Start DATASET SECTION

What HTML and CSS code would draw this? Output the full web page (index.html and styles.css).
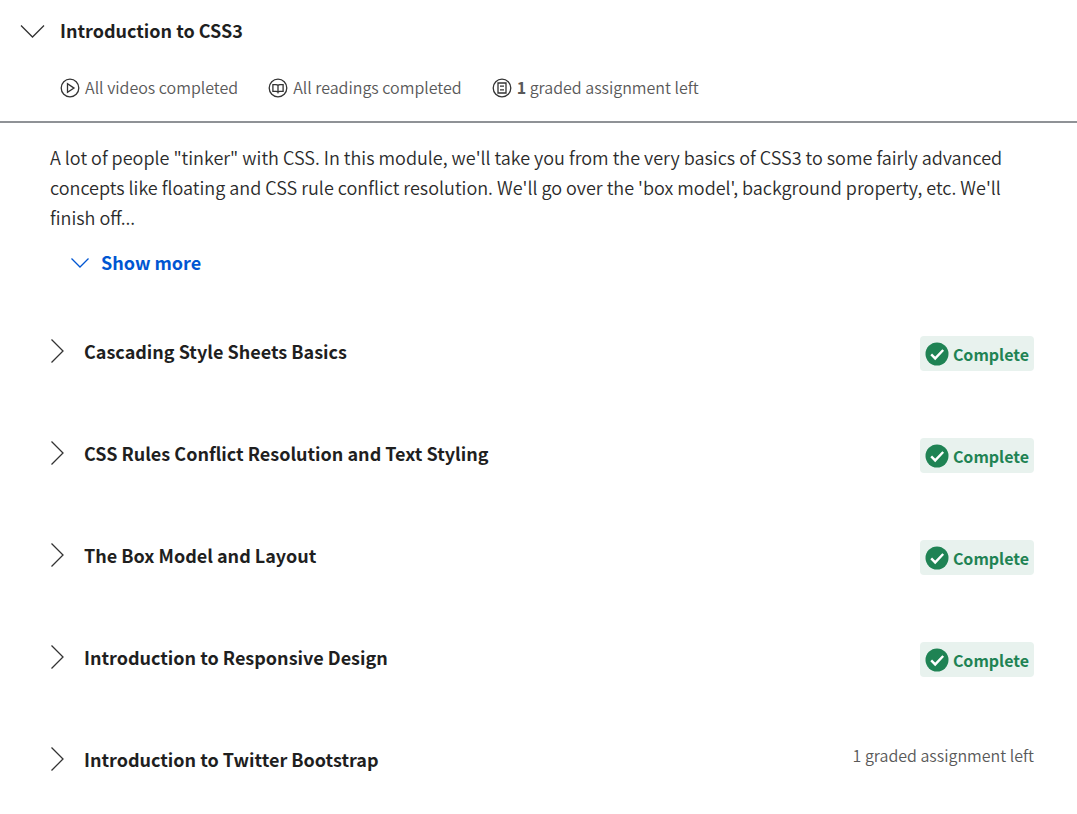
FILE: index.html
```html
<!DOCTYPE html>
<html lang="en">
<head>
<meta charset="utf-8">
<meta name="viewport" content="width=device-width, initial-scale=1">
<title>Introduction to CSS3</title>
<link rel="stylesheet" href="styles.css">
</head>
<body>
<main class="module">
  <header class="module-header">
    <h2 class="heading">
      <button class="module-toggle" type="button" aria-expanded="true">
        <svg class="chevron-large" viewBox="0 0 24 16" aria-hidden="true"><path d="M1 3.500 12.500 15 24 3.500"/></svg>
        <span>Introduction to CSS3</span>
      </button>
    </h2>
    <ul class="progress">
      <li class="progress-item">
        <svg class="progress-icon" viewBox="0 0 20 20" aria-hidden="true"><circle cx="10" cy="11" r="8.800"/><path d="M7.500 6.800v8.600l6.500-4.300z"/></svg>
        <span>All videos completed</span>
      </li>
      <li class="progress-item">
        <svg class="progress-icon" viewBox="0 0 20 20" aria-hidden="true"><circle cx="10" cy="11" r="8.800"/><path d="M10 8.500C9.600 7.800 9 7.700 8 7.700H4.900v6.600H8c1.200 0 1.700.2 2 1 .3-.8.800-1 2-1h3.100V7.700H12c-1 0-1.600.1-2 .8zM10 8.500v6.800"/></svg>
        <span>All readings completed</span>
      </li>
      <li class="progress-item">
        <svg class="progress-icon" viewBox="0 0 20 20" aria-hidden="true"><circle cx="10" cy="11" r="8.800"/><path d="M6 6h8v10H6zM8 9.200h4M8 12.800h4"/></svg>
        <span><strong>1</strong> graded assignment left</span>
      </li>
    </ul>
  </header>
  <section class="module-body">
    <p class="description">A lot of people "tinker" with CSS. In this module, we'll take you from the very basics of CSS3 to some fairly advanced concepts like floating and CSS rule conflict resolution. We'll go over the 'box model', background property, etc. We'll finish off...</p>
    <button class="show-more" type="button">
      <svg class="chevron-small" viewBox="0 0 18 12" aria-hidden="true"><path d="M.5 2.500 9 11 17.500 2.500"/></svg>
      <span>Show more</span>
    </button>
    <ul class="lessons">
      <li class="lesson">
        <h3 class="heading"><button class="lesson-toggle" type="button" aria-expanded="false"><svg class="chevron-side" viewBox="0 0 14 24" aria-hidden="true"><path d="M1.500 .5 13 12 1.500 23.500"/></svg><span>Cascading Style Sheets Basics</span></button></h3>
        <span class="badge"><svg class="check" viewBox="0 0 24 24" aria-hidden="true"><circle cx="12" cy="12" r="11.500"/><path d="m6.200 12.300 4 4.100 8-8.400"/></svg>Complete</span>
      </li>
      <li class="lesson">
        <h3 class="heading"><button class="lesson-toggle" type="button" aria-expanded="false"><svg class="chevron-side" viewBox="0 0 14 24" aria-hidden="true"><path d="M1.500 .5 13 12 1.500 23.500"/></svg><span>CSS Rules Conflict Resolution and Text Styling</span></button></h3>
        <span class="badge"><svg class="check" viewBox="0 0 24 24" aria-hidden="true"><circle cx="12" cy="12" r="11.500"/><path d="m6.200 12.300 4 4.100 8-8.400"/></svg>Complete</span>
      </li>
      <li class="lesson">
        <h3 class="heading"><button class="lesson-toggle" type="button" aria-expanded="false"><svg class="chevron-side" viewBox="0 0 14 24" aria-hidden="true"><path d="M1.500 .5 13 12 1.500 23.500"/></svg><span>The Box Model and Layout</span></button></h3>
        <span class="badge"><svg class="check" viewBox="0 0 24 24" aria-hidden="true"><circle cx="12" cy="12" r="11.500"/><path d="m6.200 12.300 4 4.100 8-8.400"/></svg>Complete</span>
      </li>
      <li class="lesson">
        <h3 class="heading"><button class="lesson-toggle" type="button" aria-expanded="false"><svg class="chevron-side" viewBox="0 0 14 24" aria-hidden="true"><path d="M1.500 .5 13 12 1.500 23.500"/></svg><span>Introduction to Responsive Design</span></button></h3>
        <span class="badge"><svg class="check" viewBox="0 0 24 24" aria-hidden="true"><circle cx="12" cy="12" r="11.500"/><path d="m6.200 12.300 4 4.100 8-8.400"/></svg>Complete</span>
      </li>
      <li class="lesson">
        <h3 class="heading"><button class="lesson-toggle" type="button" aria-expanded="false"><svg class="chevron-side" viewBox="0 0 14 24" aria-hidden="true"><path d="M1.500 .5 13 12 1.500 23.500"/></svg><span>Introduction to Twitter Bootstrap</span></button></h3>
        <span class="remaining">1 graded assignment left</span>
      </li>
    </ul>
  </section>
</main>
</body>
</html>
```
FILE: styles.css
```css
* {
  box-sizing: border-box;
}

body {
  margin: 0;
  background: #fff;
  color: #1f1f1f;
  font-family: "Source Sans Pro", "Noto Sans CJK SC", sans-serif;
  font-size: 18px;
  line-height: 30px;
}

button {
  display: flex;
  align-items: center;
  padding: 0;
  border: 0;
  background: none;
  color: inherit;
  font: inherit;
  font-weight: 700;
  text-align: left;
  cursor: pointer;
}

ul {
  margin: 0;
  padding: 0;
  list-style: none;
}

svg {
  flex: none;
  overflow: visible;
  fill: none;
  stroke: #333;
  stroke-width: 1.3;
}

.heading {
  margin: 0;
  font-size: 18px;
}

.module-header {
  padding: 15px 20px 19px;
  border-bottom: 2px solid #8f9296;
}

.module-toggle {
  gap: 16px;
}

.chevron-large {
  width: 24px;
  height: 16px;
}

.progress {
  display: flex;
  flex-wrap: wrap;
  gap: 8px 30px;
  padding: 27px 0 0 40px;
  color: #595959;
  font-size: 16px;
  font-weight: 350;
}

.progress-item {
  display: flex;
  align-items: center;
  gap: 5px;
}

.progress-icon {
  width: 20px;
  height: 20px;
}

.module-body {
  padding: 19px 43px 0 50px;
}

.description {
  margin: 0;
  color: #2b2b2b;
  font-weight: 350;
}

.show-more {
  gap: 12px;
  margin: 15px 0 0 21px;
  color: #0056d2;
}

.chevron-small {
  width: 18px;
  height: 12px;
  stroke: #0056d2;
}

.lessons {
  padding-top: 59px;
}

.lesson {
  display: flex;
  align-items: flex-start;
  justify-content: space-between;
  gap: 24px;
  padding-bottom: 67px;
}

.lesson:last-child {
  padding-bottom: 0;
}

.lesson-toggle {
  gap: 20px;
}

.chevron-side {
  width: 14px;
  height: 24px;
}

.badge {
  display: flex;
  flex: none;
  align-items: center;
  gap: 4px;
  height: 35px;
  padding: 0 5px;
  border-radius: 4px;
  background: #e8f2ee;
  color: #1f8354;
  font-size: 16px;
  font-weight: 700;
}

.check {
  width: 24px;
  height: 24px;
}

.check circle {
  fill: #1f8354;
  stroke: none;
}

.check path {
  stroke: #fff;
  stroke-width: 2.4;
}

.remaining {
  flex: none;
  color: #595959;
  font-size: 16px;
  font-weight: 350;
  line-height: 22px;
}
```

End DATASET SECTION

**AIM:** Copy out each line exactly, without the pictures.

**FINAL ANSWER:**
What HTML and CSS code would draw this? Output the full web page (index.html and styles.css).
FILE: index.html
```html
<!DOCTYPE html>
<html lang="en">
<head>
<meta charset="utf-8">
<meta name="viewport" content="width=device-width, initial-scale=1">
<title>Introduction to CSS3</title>
<link rel="stylesheet" href="styles.css">
</head>
<body>
<main class="module">
  <header class="module-header">
    <h2 class="heading">
      <button class="module-toggle" type="button" aria-expanded="true">
        <svg class="chevron-large" viewBox="0 0 24 16" aria-hidden="true"><path d="M1 3.500 12.500 15 24 3.500"/></svg>
        <span>Introduction to CSS3</span>
      </button>
    </h2>
    <ul class="progress">
      <li class="progress-item">
        <svg class="progress-icon" viewBox="0 0 20 20" aria-hidden="true"><circle cx="10" cy="11" r="8.800"/><path d="M7.500 6.800v8.600l6.500-4.300z"/></svg>
        <span>All videos completed</span>
      </li>
      <li class="progress-item">
        <svg class="progress-icon" viewBox="0 0 20 20" aria-hidden="true"><circle cx="10" cy="11" r="8.800"/><path d="M10 8.500C9.600 7.800 9 7.700 8 7.700H4.900v6.600H8c1.200 0 1.700.2 2 1 .3-.8.800-1 2-1h3.100V7.700H12c-1 0-1.600.1-2 .8zM10 8.500v6.800"/></svg>
        <span>All readings completed</span>
      </li>
      <li class="progress-item">
        <svg class="progress-icon" viewBox="0 0 20 20" aria-hidden="true"><circle cx="10" cy="11" r="8.800"/><path d="M6 6h8v10H6zM8 9.200h4M8 12.800h4"/></svg>
        <span><strong>1</strong> graded assignment left</span>
      </li>
    </ul>
  </header>
  <section class="module-body">
    <p class="description">A lot of people "tinker" with CSS. In this module, we'll take you from the very basics of CSS3 to some fairly advanced concepts like floating and CSS rule conflict resolution. We'll go over the 'box model', background property, etc. We'll finish off...</p>
    <button class="show-more" type="button">
      <svg class="chevron-small" viewBox="0 0 18 12" aria-hidden="true"><path d="M.5 2.500 9 11 17.500 2.500"/></svg>
      <span>Show more</span>
    </button>
    <ul class="lessons">
      <li class="lesson">
        <h3 class="heading"><button class="lesson-toggle" type="button" aria-expanded="false"><svg class="chevron-side" viewBox="0 0 14 24" aria-hidden="true"><path d="M1.500 .5 13 12 1.500 23.500"/></svg><span>Cascading Style Sheets Basics</span></button></h3>
        <span class="badge"><svg class="check" viewBox="0 0 24 24" aria-hidden="true"><circle cx="12" cy="12" r="11.500"/><path d="m6.200 12.300 4 4.100 8-8.400"/></svg>Complete</span>
      </li>
      <li class="lesson">
        <h3 class="heading"><button class="lesson-toggle" type="button" aria-expanded="false"><svg class="chevron-side" viewBox="0 0 14 24" aria-hidden="true"><path d="M1.500 .5 13 12 1.500 23.500"/></svg><span>CSS Rules Conflict Resolution and Text Styling</span></button></h3>
        <span class="badge"><svg class="check" viewBox="0 0 24 24" aria-hidden="true"><circle cx="12" cy="12" r="11.500"/><path d="m6.200 12.300 4 4.100 8-8.400"/></svg>Complete</span>
      </li>
      <li class="lesson">
        <h3 class="heading"><button class="lesson-toggle" type="button" aria-expanded="false"><svg class="chevron-side" viewBox="0 0 14 24" aria-hidden="true"><path d="M1.500 .5 13 12 1.500 23.500"/></svg><span>The Box Model and Layout</span></button></h3>
        <span class="badge"><svg class="check" viewBox="0 0 24 24" aria-hidden="true"><circle cx="12" cy="12" r="11.500"/><path d="m6.200 12.300 4 4.100 8-8.400"/></svg>Complete</span>
      </li>
      <li class="lesson">
        <h3 class="heading"><button class="lesson-toggle" type="button" aria-expanded="false"><svg class="chevron-side" viewBox="0 0 14 24" aria-hidden="true"><path d="M1.500 .5 13 12 1.500 23.500"/></svg><span>Introduction to Responsive Design</span></button></h3>
        <span class="badge"><svg class="check" viewBox="0 0 24 24" aria-hidden="true"><circle cx="12" cy="12" r="11.500"/><path d="m6.200 12.300 4 4.100 8-8.400"/></svg>Complete</span>
      </li>
      <li class="lesson">
        <h3 class="heading"><button class="lesson-toggle" type="button" aria-expanded="false"><svg class="chevron-side" viewBox="0 0 14 24" aria-hidden="true"><path d="M1.500 .5 13 12 1.500 23.500"/></svg><span>Introduction to Twitter Bootstrap</span></button></h3>
        <span class="remaining">1 graded assignment left</span>
      </li>
    </ul>
  </section>
</main>
</body>
</html>
```
FILE: styles.css
```css
* {
  box-sizing: border-box;
}

body {
  margin: 0;
  background: #fff;
  color: #1f1f1f;
  font-family: "Source Sans Pro", "Noto Sans CJK SC", sans-serif;
  font-size: 18px;
  line-height: 30px;
}

button {
  display: flex;
  align-items: center;
  padding: 0;
  border: 0;
  background: none;
  color: inherit;
  font: inherit;
  font-weight: 700;
  text-align: left;
  cursor: pointer;
}

ul {
  margin: 0;
  padding: 0;
  list-style: none;
}

svg {
  flex: none;
  overflow: visible;
  fill: none;
  stroke: #333;
  stroke-width: 1.3;
}

.heading {
  margin: 0;
  font-size: 18px;
}

.module-header {
  padding: 15px 20px 19px;
  border-bottom: 2px solid #8f9296;
}

.module-toggle {
  gap: 16px;
}

.chevron-large {
  width: 24px;
  height: 16px;
}

.progress {
  display: flex;
  flex-wrap: wrap;
  gap: 8px 30px;
  padding: 27px 0 0 40px;
  color: #595959;
  font-size: 16px;
  font-weight: 350;
}

.progress-item {
  display: flex;
  align-items: center;
  gap: 5px;
}

.progress-icon {
  width: 20px;
  height: 20px;
}

.module-body {
  padding: 19px 43px 0 50px;
}

.description {
  margin: 0;
  color: #2b2b2b;
  font-weight: 350;
}

.show-more {
  gap: 12px;
  margin: 15px 0 0 21px;
  color: #0056d2;
}

.chevron-small {
  width: 18px;
  height: 12px;
  stroke: #0056d2;
}

.lessons {
  padding-top: 59px;
}

.lesson {
  display: flex;
  align-items: flex-start;
  justify-content: space-between;
  gap: 24px;
  padding-bottom: 67px;
}

.lesson:last-child {
  padding-bottom: 0;
}

.lesson-toggle {
  gap: 20px;
}

.chevron-side {
  width: 14px;
  height: 24px;
}

.badge {
  display: flex;
  flex: none;
  align-items: center;
  gap: 4px;
  height: 35px;
  padding: 0 5px;
  border-radius: 4px;
  background: #e8f2ee;
  color: #1f8354;
  font-size: 16px;
  font-weight: 700;
}

.check {
  width: 24px;
  height: 24px;
}

.check circle {
  fill: #1f8354;
  stroke: none;
}

.check path {
  stroke: #fff;
  stroke-width: 2.4;
}

.remaining {
  flex: none;
  color: #595959;
  font-size: 16px;
  font-weight: 350;
  line-height: 22px;
}
```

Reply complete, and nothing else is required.